All of a sudden it is if we have both crashed through an invisible wall: he is no longer just another hustler, I am no longer just another mark. We shake hands again, not a high-five, just a shake. ‘My real name is Juanito,’ he says. I do my best in Spanish which is about as good as his English and for the next half hour or so we exchange life stories, or a sort – I suspect both of us are making stuff up (I certainly am) – and swop drinks.

There is a reason for this. Juanito, it turns out, isn’t drinking local rum at all. Or rather he is, and I’m not. I’m on 
Havana Club, which most locals can’t afford; he’s on local hooch distilled by a mate of his and turned brown not by ageing but by a bit of burnt molasses. He only tells me that after I’ve tried a swig.

The barman is already laughing.
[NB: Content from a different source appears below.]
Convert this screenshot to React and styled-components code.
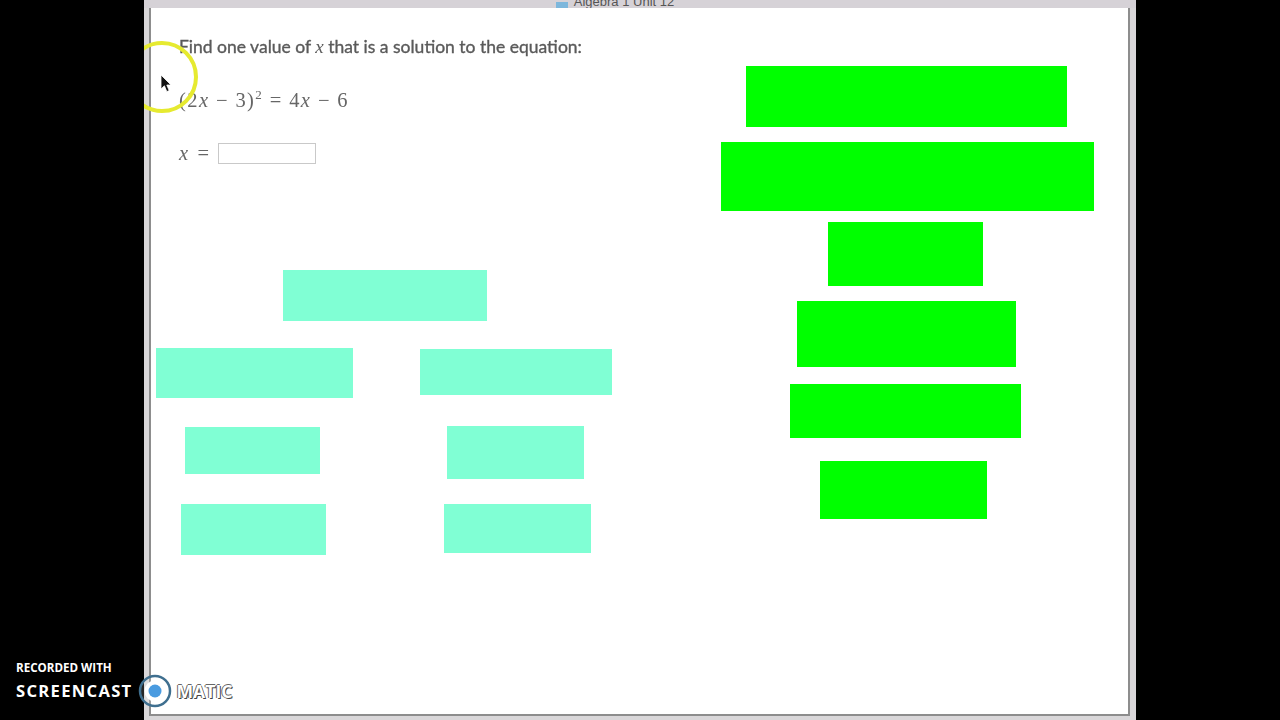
import React from 'react';
import styled, { createGlobalStyle } from 'styled-components';

const GlobalStyle = createGlobalStyle`
  html, body {
    margin: 0;
    height: 100%;
    background: #000;
  }
`;

const Page = styled.div`
  width: 1280px;
  height: 720px;
  background: #000;
  display: flex;
  justify-content: center;
  overflow: hidden;
`;

const Window = styled.div`
  position: relative;
  width: 992px;
  height: 720px;
  box-sizing: border-box;
  background: #d9d7d9;
  display: flex;
  flex-direction: column;
  overflow: hidden;
`;

const TitleBar = styled.div`
  height: 8px;
  flex: none;
  display: flex;
  justify-content: center;
  align-items: flex-end;
  gap: 6px;
  padding-right: 50px;
  background: #d6d2d7;
  overflow: hidden;
`;

const TitleIcon = styled.span`
  width: 12px;
  height: 6px;
  background: #7db7dc;
  flex: none;
`;

const TitleText = styled.span`
  font: 13px/13px "Liberation Sans", Arial, sans-serif;
  color: #555;
  white-space: nowrap;
`;

const Sheet = styled.main`
  margin: 0 6px 0 5px;
  height: 708px;
  flex: none;
  box-sizing: border-box;
  background: #fff;
  border-left: 2px solid #8d8d8d;
  border-right: 2px solid #8d8d8d;
  border-bottom: 2px solid #8d8d8d;
  display: flex;
`;

const LeftPane = styled.section`
  width: 570px;
  flex: none;
  display: flex;
  flex-direction: column;
`;

const Question = styled.div`
  padding: 28px 0 0 28px;
  height: 262px;
  box-sizing: border-box;
  color: #555;
  filter: blur(0.35px);
`;

const Prompt = styled.p`
  margin: 0;
  font: 400 17.5px/22px Lato, "Open Sans", sans-serif;
  -webkit-text-stroke: 0.35px #5a5a5a;
  color: #5a5a5a;
  white-space: nowrap;
`;

const Var = styled.i`
  font-family: "Liberation Serif", serif;
  font-weight: 400;
  font-size: 19px;
  -webkit-text-stroke: 0;
`;

const Equation = styled.div`
  margin-top: 30px;
  font: 400 20.5px/24px "Liberation Serif", serif;
  letter-spacing: 1.4px;
  color: #666;
  white-space: nowrap;

  sup {
    font-size: 13px;
    line-height: 0;
  }
`;

const AnswerRow = styled.div`
  margin-top: 31px;
  display: flex;
  align-items: center;
  gap: 6px;
  font: 400 20.5px/21px "Liberation Serif", serif;
  letter-spacing: 3.4px;
  color: #666;
`;

const AnswerInput = styled.input`
  width: 98px;
  height: 21px;
  box-sizing: border-box;
  margin: 0;
  padding: 0;
  background: #fff;
  border: 1px solid #c9c9c9;
`;

const Tree = styled.div`
  padding-left: 5px;
`;

const Columns = styled.div`
  display: flex;
  margin-top: 27px;
`;

const Column = styled.div`
  width: ${p => p.$w}px;
  flex: none;
`;

const Box = styled.div`
  width: ${p => p.$w}px;
  height: ${p => p.$h}px;
  margin-left: ${p => p.$left || 0}px;
  margin-top: ${p => p.$top || 0}px;
  background: ${p => p.$green ? '#00ff00' : '#80ffd4'};
`;

const RightPane = styled.section`
  padding-top: 58px;
`;

const Ring = styled.div`
  position: absolute;
  left: -18px;
  top: 41px;
  width: 72px;
  height: 72px;
  box-sizing: border-box;
  border: 4px solid #e6ea30;
  border-radius: 50%;
`;

const Cursor = styled.svg`
  position: absolute;
  left: 16px;
  top: 74px;
  width: 12px;
  height: 19px;
`;

const Watermark = styled.div`
  position: absolute;
  left: 16px;
  top: 660px;
  color: #fff;
  font-family: "Open Sans", "Liberation Sans", sans-serif;
  font-weight: 700;
`;

const RecordedWith = styled.div`
  font-size: 11.6px;
  line-height: 16px;
`;

const Brand = styled.div`
  margin-top: -1px;
  display: flex;
  align-items: center;
  height: 32px;
`;

const BrandWord = styled.span`
  font-size: 16.6px;
  letter-spacing: 1.3px;
  line-height: 32px;
`;

const BrandLogo = styled.svg`
  width: 36px;
  height: 36px;
  margin: 0 4px 0 4px;
  flex: none;
`;

const BrandMatic = styled.span`
  font-size: 17.6px;
  line-height: 32px;
  color: #fff;
  text-shadow: 1px 1px 0 #444, -1px 0 0 #666, 0 -1px 0 #666;
`;

const greenBoxes = [
  { w: 321, h: 61, left: 25, top: 0 },
  { w: 373, h: 69, left: 0, top: 15 },
  { w: 155, h: 64, left: 107, top: 11 },
  { w: 219, h: 66, left: 76, top: 15 },
  { w: 231, h: 54, left: 69, top: 17 },
  { w: 167, h: 58, left: 99, top: 23 },
];

const App = () => (
  <Page>
    <GlobalStyle />
    <Window>
      <TitleBar>
        <TitleIcon />
        <TitleText>Algebra 1 Unit 12</TitleText>
      </TitleBar>
      <Sheet>
        <LeftPane>
          <Question>
            <Prompt>Find one value of <Var>x</Var> that is a solution to the equation:</Prompt>
            <Equation>(2<i>x</i> − 3)<sup>2</sup> = 4<i>x</i> − 6</Equation>
            <AnswerRow>
              <i>x</i> =
              <AnswerInput aria-label="x" />
            </AnswerRow>
          </Question>
          <Tree>
            <Box $w={204} $h={51} $left={127} />
            <Columns>
              <Column $w={264}>
                <Box $w={197} $h={50} />
                <Box $w={135} $h={47} $left={29} $top={29} />
                <Box $w={145} $h={51} $left={25} $top={30} />
              </Column>
              <Column $w={200}>
                <Box $w={192} $h={46} $top={1} />
                <Box $w={137} $h={53} $left={27} $top={31} />
                <Box $w={147} $h={49} $left={24} $top={25} />
              </Column>
            </Columns>
          </Tree>
        </LeftPane>
        <RightPane>
          {greenBoxes.map((b, i) => (
            <Box key={i} $green $w={b.w} $h={b.h} $left={b.left} $top={b.top} />
          ))}
        </RightPane>
      </Sheet>
      <Ring />
      <Cursor viewBox="0 0 12 19">
        <path d="M1 1 L1 15 L4.4 11.8 L6.8 17.6 L9.2 16.6 L6.8 11 L11 11 Z" fill="#111" stroke="#fff" strokeWidth="0.8" />
      </Cursor>
    </Window>
    <Watermark>
      <RecordedWith>RECORDED WITH</RecordedWith>
      <Brand>
        <BrandWord>SCREENCAST</BrandWord>
        <BrandLogo viewBox="0 0 36 36">
          <circle cx="18" cy="18" r="15" fill="#fff" fillOpacity="0.15" stroke="#3f6f8f" strokeWidth="2.5" />
          <circle cx="18" cy="18" r="10.5" fill="#fff" />
          <circle cx="18" cy="18" r="6.5" fill="#4a9be0" />
        </BrandLogo>
        <BrandMatic>MATIC</BrandMatic>
      </Brand>
    </Watermark>
  </Page>
);

export default App;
It’s part of the deal, the pact, the great Cuban conspiracy. In any bar in a capitalist society – try it in your local – a punter who brought in his own hooch and sat there drinking it while trying to pester (relatively) wealthy real customers would be tossed out on his ear. But here our barman is not the owner, and not on a share of the profits, or a performance-related wage, nor does he feel beholden to his employer: he’s just a civil servant, like everybody else from the farmer to the factory worker, holding down a job like any other poor schmuck who works for the government. Albeit one where he can expect to get tips in the all-important CUCs.
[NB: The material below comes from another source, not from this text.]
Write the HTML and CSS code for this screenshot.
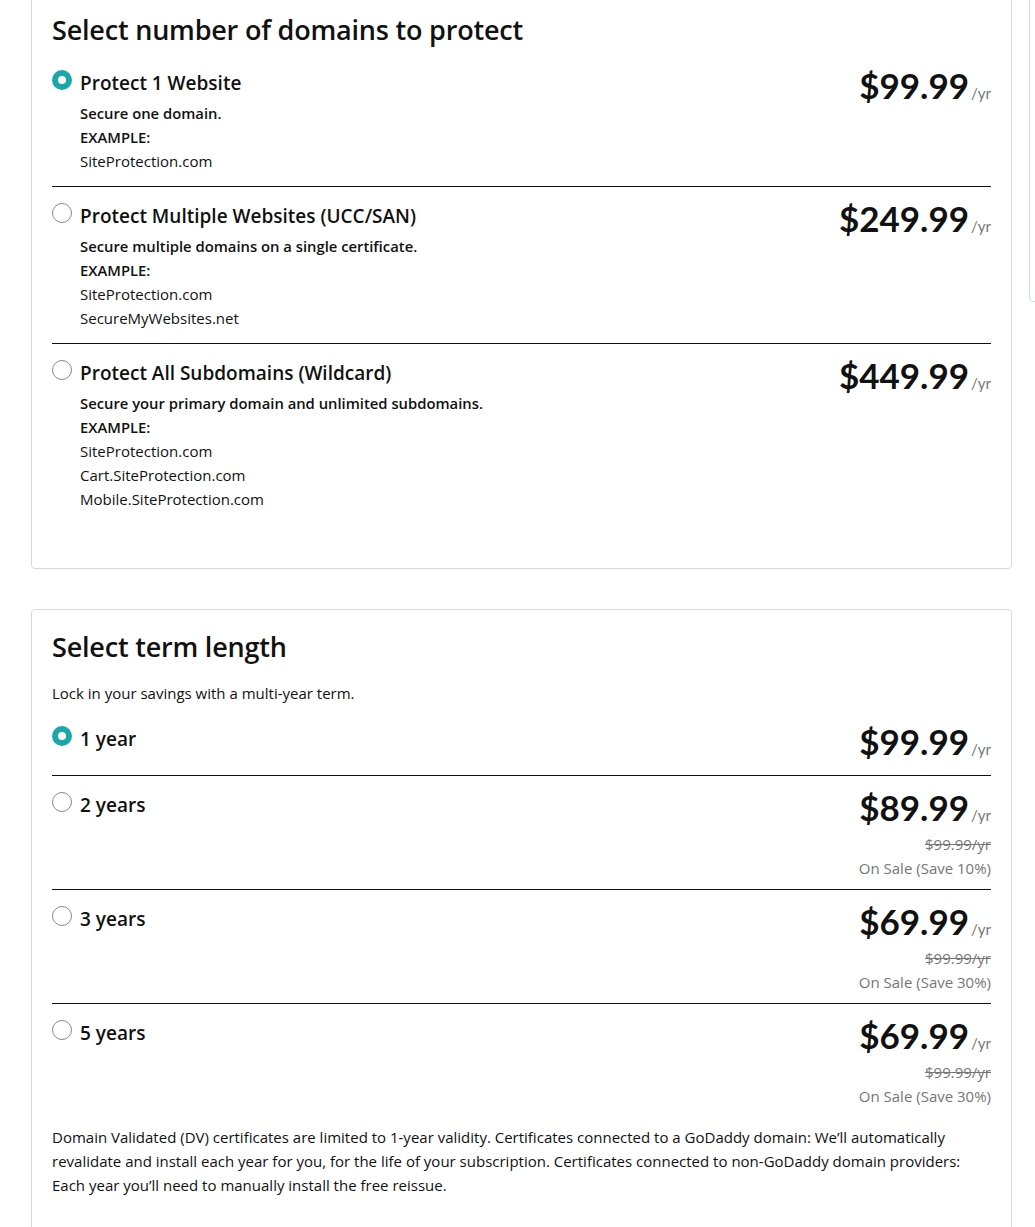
FILE: index.html
```html
<!DOCTYPE html>
<html lang="en">
<head>
<meta charset="utf-8">
<title>SSL options</title>
<link rel="stylesheet" href="styles.css">
</head>
<body>
<div class="page">
  <main class="main">
    <section class="card card-first">
      <h2 class="card-title">Select number of domains to protect</h2>
      <div class="options">
        <div class="option">
          <span class="radio is-checked"></span>
          <div class="opt-body">
            <div class="opt-title">Protect 1 Website</div>
            <div class="opt-desc">
              <div class="strong">Secure one domain.</div>
              <div class="strong">EXAMPLE:</div>
              <div>SiteProtection.com</div>
            </div>
          </div>
          <div class="price"><div class="price-main"><span class="amount">$99.99</span><span class="per">/yr</span></div></div>
        </div>
        <div class="option">
          <span class="radio"></span>
          <div class="opt-body">
            <div class="opt-title">Protect Multiple Websites (UCC/SAN)</div>
            <div class="opt-desc">
              <div class="strong">Secure multiple domains on a single certificate.</div>
              <div class="strong">EXAMPLE:</div>
              <div>SiteProtection.com</div>
              <div>SecureMyWebsites.net</div>
            </div>
          </div>
          <div class="price"><div class="price-main"><span class="amount">$249.99</span><span class="per">/yr</span></div></div>
        </div>
        <div class="option">
          <span class="radio"></span>
          <div class="opt-body">
            <div class="opt-title">Protect All Subdomains (Wildcard)</div>
            <div class="opt-desc">
              <div class="strong">Secure your primary domain and unlimited subdomains.</div>
              <div class="strong">EXAMPLE:</div>
              <div>SiteProtection.com</div>
              <div>Cart.SiteProtection.com</div>
              <div>Mobile.SiteProtection.com</div>
            </div>
          </div>
          <div class="price"><div class="price-main"><span class="amount">$449.99</span><span class="per">/yr</span></div></div>
        </div>
      </div>
    </section>

    <section class="card">
      <h2 class="card-title">Select term length</h2>
      <p class="intro">Lock in your savings with a multi-year term.</p>
      <div class="options">
        <div class="option term">
          <span class="radio is-checked"></span>
          <div class="opt-body"><div class="opt-title">1 year</div></div>
          <div class="price"><div class="price-main"><span class="amount">$99.99</span><span class="per">/yr</span></div></div>
        </div>
        <div class="option term">
          <span class="radio"></span>
          <div class="opt-body"><div class="opt-title">2 years</div></div>
          <div class="price">
            <div class="price-main"><span class="amount">$89.99</span><span class="per">/yr</span></div>
            <div class="was">$99.99/yr</div>
            <div class="sale">On Sale (Save 10%)</div>
          </div>
        </div>
        <div class="option term">
          <span class="radio"></span>
          <div class="opt-body"><div class="opt-title">3 years</div></div>
          <div class="price">
            <div class="price-main"><span class="amount">$69.99</span><span class="per">/yr</span></div>
            <div class="was">$99.99/yr</div>
            <div class="sale">On Sale (Save 30%)</div>
          </div>
        </div>
        <div class="option term">
          <span class="radio"></span>
          <div class="opt-body"><div class="opt-title">5 years</div></div>
          <div class="price">
            <div class="price-main"><span class="amount">$69.99</span><span class="per">/yr</span></div>
            <div class="was">$99.99/yr</div>
            <div class="sale">On Sale (Save 30%)</div>
          </div>
        </div>
      </div>
      <p class="note">Domain Validated (DV) certificates are limited to 1-year validity. Certificates connected to a GoDaddy domain: We’ll automatically revalidate and install each year for you, for the life of your subscription. Certificates connected to non-GoDaddy domain providers: Each year you’ll need to manually install the free reissue.</p>
    </section>
  </main>
  <aside class="side"></aside>
</div>
</body>
</html>
```

FILE: styles.css
```css
html, body {
  margin: 0;
  padding: 0;
  background: #fff;
  overflow: hidden;
}
body {
  font-family: "Open Sans", "Lato", sans-serif;
  color: #111;
  font-size: 15px;
}
.page {
  display: flex;
  align-items: flex-start;
  gap: 17px;
  padding-left: 31px;
  margin-top: -8px;
  width: 1400px;
}
.main {
  width: 981px;
  flex: none;
  display: flex;
  flex-direction: column;
  gap: 40px;
}
.side {
  width: 320px;
  height: 310px;
  flex: none;
  border: 1px solid #d4dbe0;
  border-radius: 4px;
  box-sizing: border-box;
}
.card {
  border: 1px solid #d4dbe0;
  border-radius: 4px;
  padding: 20px 20px 44px;
  min-height: 650px;
}
.card-first {
  min-height: 0;
}
.card-title {
  margin: 0 0 7px;
  font-size: 27px;
  line-height: 34px;
  font-weight: 600;
  letter-spacing: -0.2px;
}
.intro {
  margin: 17px 0 5px;
  font-size: 15px;
  line-height: 24px;
}
.option {
  display: flex;
  align-items: flex-start;
  padding: 9px 0;
  border-bottom: 1px solid #111;
}
.option:last-child {
  border-bottom: none;
}
.radio {
  flex: none;
  width: 20px;
  height: 20px;
  box-sizing: border-box;
  border-radius: 50%;
  border: 1px solid #8a8a8a;
  margin-top: 7px;
  margin-right: 8px;
  background: #fff;
}
.radio.is-checked {
  border: 6px solid #1aa7a6;
}
.opt-body {
  flex: 1;
  padding: 6px 0 4px;
}
.opt-title {
  font-size: 19px;
  line-height: 28px;
  font-weight: 600;
}
.opt-desc {
  margin-top: 4px;
  font-size: 15px;
  line-height: 24px;
}
.strong {
  font-weight: 600;
  font-size: 14.8px;
}
.price {
  text-align: right;
}
.price-main {
  display: flex;
  justify-content: flex-end;
  align-items: baseline;
  height: 44px;
  line-height: 44px;
  padding-bottom: 3px;
  white-space: nowrap;
  font-family: "Lato", sans-serif;
}
.amount {
  font-size: 35px;
  font-weight: 700;
}
.per {
  font-size: 15px;
  color: #767676;
  margin-left: 2px;
}
.was {
  font-size: 15px;
  line-height: 24px;
  color: #767676;
  text-decoration: line-through;
}
.sale {
  font-size: 15px;
  line-height: 24px;
  color: #767676;
}
.note {
  margin: 8px 0 0;
  font-size: 15px;
  line-height: 24px;
}
```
And that’s the point, of course. He also charges in CUCs and there’s no way in a million years Steve, or Juanito, or whoever, can afford to pay. But because this is a CUCs only bar, he can’t buy anything else in there either. So the barman lets him come in and drink his homemade hooch while trying to con whatever cash he can from the tourists. In our economies you’d automatically assume the barman would be asking in return for a share of any profits, but here I genuinely don’t think he is. He gets hard currency tips – which he definitely doesn’t share – and in return he’s willing to let a fellow comrade try his own hand on the market economy.